-- begin --

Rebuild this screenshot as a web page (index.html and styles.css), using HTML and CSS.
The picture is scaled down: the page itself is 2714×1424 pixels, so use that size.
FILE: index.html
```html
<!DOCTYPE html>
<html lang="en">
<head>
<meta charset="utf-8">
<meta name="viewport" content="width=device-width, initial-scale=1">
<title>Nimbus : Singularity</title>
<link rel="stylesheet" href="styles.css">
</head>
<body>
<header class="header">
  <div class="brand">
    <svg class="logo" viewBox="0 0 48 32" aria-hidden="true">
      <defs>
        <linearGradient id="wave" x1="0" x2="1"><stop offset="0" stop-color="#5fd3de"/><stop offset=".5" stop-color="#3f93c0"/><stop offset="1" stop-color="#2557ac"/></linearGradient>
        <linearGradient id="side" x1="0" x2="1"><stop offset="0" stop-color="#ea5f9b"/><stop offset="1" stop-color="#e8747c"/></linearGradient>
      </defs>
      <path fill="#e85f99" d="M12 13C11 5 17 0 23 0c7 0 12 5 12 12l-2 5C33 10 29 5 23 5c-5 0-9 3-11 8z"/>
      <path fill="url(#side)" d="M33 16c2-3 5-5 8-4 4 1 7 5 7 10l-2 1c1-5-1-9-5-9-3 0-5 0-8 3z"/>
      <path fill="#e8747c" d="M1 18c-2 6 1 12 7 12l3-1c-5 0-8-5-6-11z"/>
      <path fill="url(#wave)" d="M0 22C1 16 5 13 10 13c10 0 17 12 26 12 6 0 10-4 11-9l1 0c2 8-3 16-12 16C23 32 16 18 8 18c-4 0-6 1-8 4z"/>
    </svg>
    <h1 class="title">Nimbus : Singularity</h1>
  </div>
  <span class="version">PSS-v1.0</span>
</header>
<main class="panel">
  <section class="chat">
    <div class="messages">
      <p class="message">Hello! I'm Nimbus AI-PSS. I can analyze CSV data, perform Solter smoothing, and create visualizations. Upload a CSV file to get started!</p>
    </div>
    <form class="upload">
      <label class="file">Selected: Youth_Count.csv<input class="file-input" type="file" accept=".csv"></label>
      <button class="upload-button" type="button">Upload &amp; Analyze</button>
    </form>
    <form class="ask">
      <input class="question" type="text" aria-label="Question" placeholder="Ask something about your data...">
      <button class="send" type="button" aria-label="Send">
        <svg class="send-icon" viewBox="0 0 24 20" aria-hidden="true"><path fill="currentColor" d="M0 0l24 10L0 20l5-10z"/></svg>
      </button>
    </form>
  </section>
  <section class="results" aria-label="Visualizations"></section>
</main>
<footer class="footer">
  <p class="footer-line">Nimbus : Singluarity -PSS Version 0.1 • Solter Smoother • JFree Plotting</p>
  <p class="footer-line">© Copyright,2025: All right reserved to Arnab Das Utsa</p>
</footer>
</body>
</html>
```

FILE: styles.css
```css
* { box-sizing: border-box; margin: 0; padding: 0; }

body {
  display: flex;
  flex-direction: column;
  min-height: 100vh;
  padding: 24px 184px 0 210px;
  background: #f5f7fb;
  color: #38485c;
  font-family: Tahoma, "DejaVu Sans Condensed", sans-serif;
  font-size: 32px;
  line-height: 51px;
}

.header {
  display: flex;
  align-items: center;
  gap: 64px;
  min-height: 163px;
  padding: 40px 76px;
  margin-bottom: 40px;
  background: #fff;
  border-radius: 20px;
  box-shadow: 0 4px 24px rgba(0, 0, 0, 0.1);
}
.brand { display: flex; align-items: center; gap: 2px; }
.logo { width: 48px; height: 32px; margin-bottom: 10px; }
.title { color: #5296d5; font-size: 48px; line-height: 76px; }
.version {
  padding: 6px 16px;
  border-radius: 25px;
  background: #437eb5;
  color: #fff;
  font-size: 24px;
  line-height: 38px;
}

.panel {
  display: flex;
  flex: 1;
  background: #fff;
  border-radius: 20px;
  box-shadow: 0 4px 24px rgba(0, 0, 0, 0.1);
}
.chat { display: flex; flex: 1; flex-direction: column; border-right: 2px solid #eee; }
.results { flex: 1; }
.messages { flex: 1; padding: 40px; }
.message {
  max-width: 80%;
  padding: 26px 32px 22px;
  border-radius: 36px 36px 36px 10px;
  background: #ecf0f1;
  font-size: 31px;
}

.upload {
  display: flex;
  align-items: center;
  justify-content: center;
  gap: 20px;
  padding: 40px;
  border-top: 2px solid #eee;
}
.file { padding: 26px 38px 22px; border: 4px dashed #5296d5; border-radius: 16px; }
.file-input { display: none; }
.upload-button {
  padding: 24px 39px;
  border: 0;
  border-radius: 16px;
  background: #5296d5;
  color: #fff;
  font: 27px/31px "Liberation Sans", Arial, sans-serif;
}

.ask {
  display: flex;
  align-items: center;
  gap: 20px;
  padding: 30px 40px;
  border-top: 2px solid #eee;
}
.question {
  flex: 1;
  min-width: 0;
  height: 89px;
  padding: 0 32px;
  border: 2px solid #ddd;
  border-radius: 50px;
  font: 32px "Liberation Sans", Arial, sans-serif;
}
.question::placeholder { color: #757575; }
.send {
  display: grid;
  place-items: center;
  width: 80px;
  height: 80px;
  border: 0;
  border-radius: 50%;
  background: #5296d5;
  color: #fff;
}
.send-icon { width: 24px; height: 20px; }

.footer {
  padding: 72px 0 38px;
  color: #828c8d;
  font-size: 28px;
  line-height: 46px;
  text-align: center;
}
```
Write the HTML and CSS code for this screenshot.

-- end --

#### AIM
Would you give the material above again, complete and exact?

#### REPLY TO THE EXERCISE
Rebuild this screenshot as a web page (index.html and styles.css), using HTML and CSS.
The picture is scaled down: the page itself is 2714×1424 pixels, so use that size.
FILE: index.html
```html
<!DOCTYPE html>
<html lang="en">
<head>
<meta charset="utf-8">
<meta name="viewport" content="width=device-width, initial-scale=1">
<title>Nimbus : Singularity</title>
<link rel="stylesheet" href="styles.css">
</head>
<body>
<header class="header">
  <div class="brand">
    <svg class="logo" viewBox="0 0 48 32" aria-hidden="true">
      <defs>
        <linearGradient id="wave" x1="0" x2="1"><stop offset="0" stop-color="#5fd3de"/><stop offset=".5" stop-color="#3f93c0"/><stop offset="1" stop-color="#2557ac"/></linearGradient>
        <linearGradient id="side" x1="0" x2="1"><stop offset="0" stop-color="#ea5f9b"/><stop offset="1" stop-color="#e8747c"/></linearGradient>
      </defs>
      <path fill="#e85f99" d="M12 13C11 5 17 0 23 0c7 0 12 5 12 12l-2 5C33 10 29 5 23 5c-5 0-9 3-11 8z"/>
      <path fill="url(#side)" d="M33 16c2-3 5-5 8-4 4 1 7 5 7 10l-2 1c1-5-1-9-5-9-3 0-5 0-8 3z"/>
      <path fill="#e8747c" d="M1 18c-2 6 1 12 7 12l3-1c-5 0-8-5-6-11z"/>
      <path fill="url(#wave)" d="M0 22C1 16 5 13 10 13c10 0 17 12 26 12 6 0 10-4 11-9l1 0c2 8-3 16-12 16C23 32 16 18 8 18c-4 0-6 1-8 4z"/>
    </svg>
    <h1 class="title">Nimbus : Singularity</h1>
  </div>
  <span class="version">PSS-v1.0</span>
</header>
<main class="panel">
  <section class="chat">
    <div class="messages">
      <p class="message">Hello! I'm Nimbus AI-PSS. I can analyze CSV data, perform Solter smoothing, and create visualizations. Upload a CSV file to get started!</p>
    </div>
    <form class="upload">
      <label class="file">Selected: Youth_Count.csv<input class="file-input" type="file" accept=".csv"></label>
      <button class="upload-button" type="button">Upload &amp; Analyze</button>
    </form>
    <form class="ask">
      <input class="question" type="text" aria-label="Question" placeholder="Ask something about your data...">
      <button class="send" type="button" aria-label="Send">
        <svg class="send-icon" viewBox="0 0 24 20" aria-hidden="true"><path fill="currentColor" d="M0 0l24 10L0 20l5-10z"/></svg>
      </button>
    </form>
  </section>
  <section class="results" aria-label="Visualizations"></section>
</main>
<footer class="footer">
  <p class="footer-line">Nimbus : Singluarity -PSS Version 0.1 • Solter Smoother • JFree Plotting</p>
  <p class="footer-line">© Copyright,2025: All right reserved to Arnab Das Utsa</p>
</footer>
</body>
</html>
```

FILE: styles.css
```css
* { box-sizing: border-box; margin: 0; padding: 0; }

body {
  display: flex;
  flex-direction: column;
  min-height: 100vh;
  padding: 24px 184px 0 210px;
  background: #f5f7fb;
  color: #38485c;
  font-family: Tahoma, "DejaVu Sans Condensed", sans-serif;
  font-size: 32px;
  line-height: 51px;
}

.header {
  display: flex;
  align-items: center;
  gap: 64px;
  min-height: 163px;
  padding: 40px 76px;
  margin-bottom: 40px;
  background: #fff;
  border-radius: 20px;
  box-shadow: 0 4px 24px rgba(0, 0, 0, 0.1);
}
.brand { display: flex; align-items: center; gap: 2px; }
.logo { width: 48px; height: 32px; margin-bottom: 10px; }
.title { color: #5296d5; font-size: 48px; line-height: 76px; }
.version {
  padding: 6px 16px;
  border-radius: 25px;
  background: #437eb5;
  color: #fff;
  font-size: 24px;
  line-height: 38px;
}

.panel {
  display: flex;
  flex: 1;
  background: #fff;
  border-radius: 20px;
  box-shadow: 0 4px 24px rgba(0, 0, 0, 0.1);
}
.chat { display: flex; flex: 1; flex-direction: column; border-right: 2px solid #eee; }
.results { flex: 1; }
.messages { flex: 1; padding: 40px; }
.message {
  max-width: 80%;
  padding: 26px 32px 22px;
  border-radius: 36px 36px 36px 10px;
  background: #ecf0f1;
  font-size: 31px;
}

.upload {
  display: flex;
  align-items: center;
  justify-content: center;
  gap: 20px;
  padding: 40px;
  border-top: 2px solid #eee;
}
.file { padding: 26px 38px 22px; border: 4px dashed #5296d5; border-radius: 16px; }
.file-input { display: none; }
.upload-button {
  padding: 24px 39px;
  border: 0;
  border-radius: 16px;
  background: #5296d5;
  color: #fff;
  font: 27px/31px "Liberation Sans", Arial, sans-serif;
}

.ask {
  display: flex;
  align-items: center;
  gap: 20px;
  padding: 30px 40px;
  border-top: 2px solid #eee;
}
.question {
  flex: 1;
  min-width: 0;
  height: 89px;
  padding: 0 32px;
  border: 2px solid #ddd;
  border-radius: 50px;
  font: 32px "Liberation Sans", Arial, sans-serif;
}
.question::placeholder { color: #757575; }
.send {
  display: grid;
  place-items: center;
  width: 80px;
  height: 80px;
  border: 0;
  border-radius: 50%;
  background: #5296d5;
  color: #fff;
}
.send-icon { width: 24px; height: 20px; }

.footer {
  padding: 72px 0 38px;
  color: #828c8d;
  font-size: 28px;
  line-height: 46px;
  text-align: center;
}
```
Write the HTML and CSS code for this screenshot.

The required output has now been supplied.